[start SUPPLIED INFORMATION]

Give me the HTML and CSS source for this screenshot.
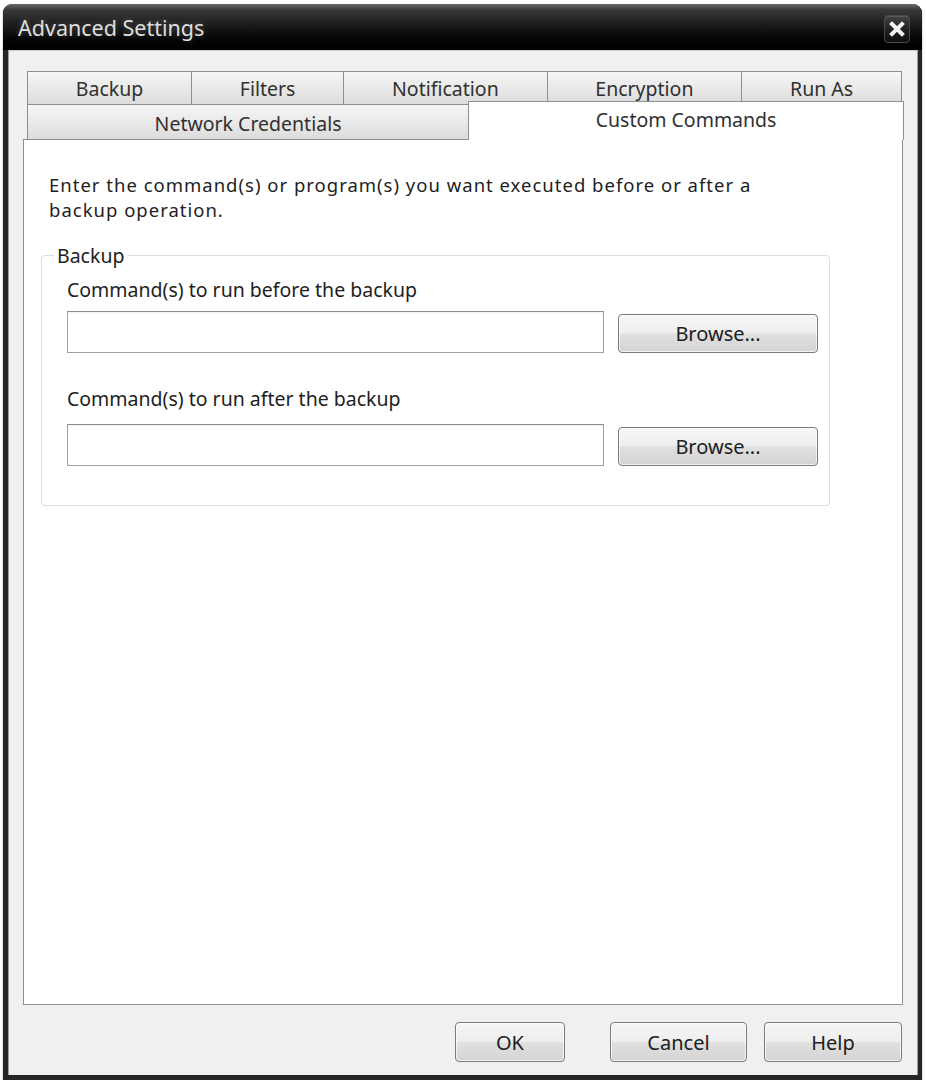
FILE: index.html
```html
<!DOCTYPE html>
<html lang="en">
<head>
    <meta charset="UTF-8">
    <meta name="viewport" content="width=device-width, initial-scale=1.0">
    <title>Advanced Settings</title>
    <link rel="stylesheet" href="styles.css">
</head>
<body>
    <div class="window">
        <div class="titlebar">
            <span class="title">Advanced Settings</span>
            <button class="close" title="Close">
                <svg width="18" height="16" viewBox="0 0 18 16">
                    <path d="M4 3 L14 13 M14 3 L4 13" stroke="#f2f2f2" stroke-width="4" stroke-linecap="square"/>
                </svg>
            </button>
        </div>
        <div class="client">
            <div class="tabs">
                <div class="tab-row">
                    <div class="tab">Backup</div>
                    <div class="tab">Filters</div>
                    <div class="tab">Notification</div>
                    <div class="tab">Encryption</div>
                    <div class="tab">Run As</div>
                </div>
                <div class="tab-row tab-row-front">
                    <div class="tab">Network Credentials</div>
                    <div class="tab selected">Custom Commands</div>
                </div>
            </div>
            <div class="panel">
                <p class="intro">Enter the command(s) or program(s) you want executed before or after a<br>backup operation.</p>
                <fieldset class="group">
                    <legend>Backup</legend>
                    <div class="field">
                        <label for="cmd-before">Command(s) to run before the backup</label>
                        <div class="field-row">
                            <input type="text" id="cmd-before">
                            <button class="button browse">Browse...</button>
                        </div>
                    </div>
                    <div class="field">
                        <label for="cmd-after">Command(s) to run after the backup</label>
                        <div class="field-row">
                            <input type="text" id="cmd-after">
                            <button class="button browse">Browse...</button>
                        </div>
                    </div>
                </fieldset>
            </div>
            <div class="footer">
                <button class="button ok">OK</button>
                <button class="button cancel">Cancel</button>
                <button class="button help">Help</button>
            </div>
        </div>
    </div>
</body>
</html>
```

FILE: styles.css
```css
body {
    margin: 0;
    padding: 0;
    background-color: #fff;
    font-family: "Noto Sans", "Open Sans", sans-serif;
    font-size: 19.5px;
    color: #1e1e1e;
}
.window {
    margin: 4px 0 0 3px;
    width: 919px;
    height: 1076px;
    display: flex;
    flex-direction: column;
    background-color: #262626;
    border-radius: 9px 9px 0 0;
    box-shadow: 0 1px 2px rgba(0, 0, 0, 0.4);
}
.titlebar {
    height: 46px;
    flex: none;
    display: flex;
    align-items: center;
    justify-content: space-between;
    padding: 0 12px 0 15px;
    border-radius: 9px 9px 0 0;
    background: linear-gradient(to bottom, #6a6a6a 0, #3a3a3a 12%, #1c1c1c 45%, #050505 75%, #000 100%);
}
.title {
    color: #dedede;
    font-size: 21.5px;
    text-shadow: 0 0 6px rgba(255, 255, 255, 0.25);
    padding-top: 1px;
}
.close {
    width: 26px;
    height: 28px;
    margin-top: 4px;
    padding: 0;
    display: flex;
    align-items: center;
    justify-content: center;
    border: 1px solid #4a4a4a;
    border-radius: 4px;
    background: linear-gradient(to bottom, #444, #222 50%, #0e0e0e);
    box-shadow: inset 0 1px 0 rgba(255, 255, 255, 0.12);
}
.client {
    flex: 1;
    display: flex;
    flex-direction: column;
    margin: 0 4px 5px 5px;
    padding: 20px 14px 13px 14px;
    background-color: #f0f0f0;
    border-top: 1px solid #cfcfcf;
    border-left: 1px solid #9a9a9a;
    border-right: 1px solid #9a9a9a;
}

/* Two rows of tabs, the front row carries the selected tab */
.tabs {
    padding-left: 4px;
    padding-right: 1px;
}
.tab-row {
    display: flex;
}
.tab {
    flex: 1 1 auto;
    height: 33px;
    display: flex;
    align-items: center;
    justify-content: center;
    padding: 0 20px;
    margin-left: -1px;
    border: 1px solid #8e8f94;
    border-bottom: none;
    background: linear-gradient(to bottom, #f6f6f6, #e9e9e9 50%, #dcdcdc);
    color: #303030;
    box-sizing: border-box;
}
.tab:first-child {
    margin-left: 0;
}
.tab-row-front .tab {
    height: 35px;
    padding-top: 2px;
}
.tab.selected {
    position: relative;
    z-index: 1;
    height: 39px;
    margin-top: -3px;
    margin-right: -2px;
    margin-bottom: -1px;
    padding-top: 0;
    padding-bottom: 4px;
    background: #fff;
}
.panel {
    flex: 1;
    background-color: #fff;
    border: 1px solid #8e8f94;
    padding: 32px 0 0 25px;
}
.intro {
    margin: 0;
    font-size: 18.5px;
    line-height: 25px;
    letter-spacing: 1px;
}

/* Group box */
.group {
    width: 789px;
    box-sizing: border-box;
    margin: 22px 0 0 -8px;
    padding: 0 0 39px 12px;
    border: 1px solid #d8dde2;
    border-radius: 4px;
}
.group legend {
    padding: 0 3px;
    line-height: 23px;
}
.field {
    margin-left: 13px;
    margin-top: 11px;
}
.field + .field {
    margin-top: 34px;
}
.field label {
    display: block;
    line-height: 23px;
    margin-bottom: 10px;
}
.field + .field label {
    margin-bottom: 14px;
}
.field-row {
    display: flex;
    align-items: center;
    gap: 14px;
}
.field-row input {
    width: 537px;
    height: 42px;
    box-sizing: border-box;
    margin: 0;
    border: 1px solid #a3a3a3;
    border-top-color: #8c8c8c;
    box-shadow: inset 0 1px 2px rgba(0, 0, 0, 0.06);
    font-family: inherit;
    font-size: 19.5px;
}
.button {
    height: 40px;
    box-sizing: border-box;
    border: 1px solid #7a7a7a;
    border-radius: 4px;
    background: linear-gradient(to bottom, #f6f6f6, #eeeeee 48%, #e0e0e0 52%, #d4d4d4);
    box-shadow: inset 0 0 0 1px rgba(255, 255, 255, 0.7);
    font-family: inherit;
    font-size: 20px;
    color: #202020;
    padding: 0;
}
.browse {
    width: 200px;
    height: 39px;
    margin-top: 2px;
}
.footer {
    flex: none;
    display: flex;
    justify-content: flex-end;
    margin-top: 17px;
    padding-right: 1px;
}
.ok {
    width: 110px;
    margin-right: 45px;
}
.cancel {
    width: 137px;
    margin-right: 17px;
}
.help {
    width: 138px;
}
```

[end SUPPLIED INFORMATION]

THE REQUEST - Return the material word for word. Pictures are not part of the copy.

RESPONSE TO THIS TASK -
Give me the HTML and CSS source for this screenshot.
FILE: index.html
```html
<!DOCTYPE html>
<html lang="en">
<head>
    <meta charset="UTF-8">
    <meta name="viewport" content="width=device-width, initial-scale=1.0">
    <title>Advanced Settings</title>
    <link rel="stylesheet" href="styles.css">
</head>
<body>
    <div class="window">
        <div class="titlebar">
            <span class="title">Advanced Settings</span>
            <button class="close" title="Close">
                <svg width="18" height="16" viewBox="0 0 18 16">
                    <path d="M4 3 L14 13 M14 3 L4 13" stroke="#f2f2f2" stroke-width="4" stroke-linecap="square"/>
                </svg>
            </button>
        </div>
        <div class="client">
            <div class="tabs">
                <div class="tab-row">
                    <div class="tab">Backup</div>
                    <div class="tab">Filters</div>
                    <div class="tab">Notification</div>
                    <div class="tab">Encryption</div>
                    <div class="tab">Run As</div>
                </div>
                <div class="tab-row tab-row-front">
                    <div class="tab">Network Credentials</div>
                    <div class="tab selected">Custom Commands</div>
                </div>
            </div>
            <div class="panel">
                <p class="intro">Enter the command(s) or program(s) you want executed before or after a<br>backup operation.</p>
                <fieldset class="group">
                    <legend>Backup</legend>
                    <div class="field">
                        <label for="cmd-before">Command(s) to run before the backup</label>
                        <div class="field-row">
                            <input type="text" id="cmd-before">
                            <button class="button browse">Browse...</button>
                        </div>
                    </div>
                    <div class="field">
                        <label for="cmd-after">Command(s) to run after the backup</label>
                        <div class="field-row">
                            <input type="text" id="cmd-after">
                            <button class="button browse">Browse...</button>
                        </div>
                    </div>
                </fieldset>
            </div>
            <div class="footer">
                <button class="button ok">OK</button>
                <button class="button cancel">Cancel</button>
                <button class="button help">Help</button>
            </div>
        </div>
    </div>
</body>
</html>
```

FILE: styles.css
```css
body {
    margin: 0;
    padding: 0;
    background-color: #fff;
    font-family: "Noto Sans", "Open Sans", sans-serif;
    font-size: 19.5px;
    color: #1e1e1e;
}
.window {
    margin: 4px 0 0 3px;
    width: 919px;
    height: 1076px;
    display: flex;
    flex-direction: column;
    background-color: #262626;
    border-radius: 9px 9px 0 0;
    box-shadow: 0 1px 2px rgba(0, 0, 0, 0.4);
}
.titlebar {
    height: 46px;
    flex: none;
    display: flex;
    align-items: center;
    justify-content: space-between;
    padding: 0 12px 0 15px;
    border-radius: 9px 9px 0 0;
    background: linear-gradient(to bottom, #6a6a6a 0, #3a3a3a 12%, #1c1c1c 45%, #050505 75%, #000 100%);
}
.title {
    color: #dedede;
    font-size: 21.5px;
    text-shadow: 0 0 6px rgba(255, 255, 255, 0.25);
    padding-top: 1px;
}
.close {
    width: 26px;
    height: 28px;
    margin-top: 4px;
    padding: 0;
    display: flex;
    align-items: center;
    justify-content: center;
    border: 1px solid #4a4a4a;
    border-radius: 4px;
    background: linear-gradient(to bottom, #444, #222 50%, #0e0e0e);
    box-shadow: inset 0 1px 0 rgba(255, 255, 255, 0.12);
}
.client {
    flex: 1;
    display: flex;
    flex-direction: column;
    margin: 0 4px 5px 5px;
    padding: 20px 14px 13px 14px;
    background-color: #f0f0f0;
    border-top: 1px solid #cfcfcf;
    border-left: 1px solid #9a9a9a;
    border-right: 1px solid #9a9a9a;
}

/* Two rows of tabs, the front row carries the selected tab */
.tabs {
    padding-left: 4px;
    padding-right: 1px;
}
.tab-row {
    display: flex;
}
.tab {
    flex: 1 1 auto;
    height: 33px;
    display: flex;
    align-items: center;
    justify-content: center;
    padding: 0 20px;
    margin-left: -1px;
    border: 1px solid #8e8f94;
    border-bottom: none;
    background: linear-gradient(to bottom, #f6f6f6, #e9e9e9 50%, #dcdcdc);
    color: #303030;
    box-sizing: border-box;
}
.tab:first-child {
    margin-left: 0;
}
.tab-row-front .tab {
    height: 35px;
    padding-top: 2px;
}
.tab.selected {
    position: relative;
    z-index: 1;
    height: 39px;
    margin-top: -3px;
    margin-right: -2px;
    margin-bottom: -1px;
    padding-top: 0;
    padding-bottom: 4px;
    background: #fff;
}
.panel {
    flex: 1;
    background-color: #fff;
    border: 1px solid #8e8f94;
    padding: 32px 0 0 25px;
}
.intro {
    margin: 0;
    font-size: 18.5px;
    line-height: 25px;
    letter-spacing: 1px;
}

/* Group box */
.group {
    width: 789px;
    box-sizing: border-box;
    margin: 22px 0 0 -8px;
    padding: 0 0 39px 12px;
    border: 1px solid #d8dde2;
    border-radius: 4px;
}
.group legend {
    padding: 0 3px;
    line-height: 23px;
}
.field {
    margin-left: 13px;
    margin-top: 11px;
}
.field + .field {
    margin-top: 34px;
}
.field label {
    display: block;
    line-height: 23px;
    margin-bottom: 10px;
}
.field + .field label {
    margin-bottom: 14px;
}
.field-row {
    display: flex;
    align-items: center;
    gap: 14px;
}
.field-row input {
    width: 537px;
    height: 42px;
    box-sizing: border-box;
    margin: 0;
    border: 1px solid #a3a3a3;
    border-top-color: #8c8c8c;
    box-shadow: inset 0 1px 2px rgba(0, 0, 0, 0.06);
    font-family: inherit;
    font-size: 19.5px;
}
.button {
    height: 40px;
    box-sizing: border-box;
    border: 1px solid #7a7a7a;
    border-radius: 4px;
    background: linear-gradient(to bottom, #f6f6f6, #eeeeee 48%, #e0e0e0 52%, #d4d4d4);
    box-shadow: inset 0 0 0 1px rgba(255, 255, 255, 0.7);
    font-family: inherit;
    font-size: 20px;
    color: #202020;
    padding: 0;
}
.browse {
    width: 200px;
    height: 39px;
    margin-top: 2px;
}
.footer {
    flex: none;
    display: flex;
    justify-content: flex-end;
    margin-top: 17px;
    padding-right: 1px;
}
.ok {
    width: 110px;
    margin-right: 45px;
}
.cancel {
    width: 137px;
    margin-right: 17px;
}
.help {
    width: 138px;
}
```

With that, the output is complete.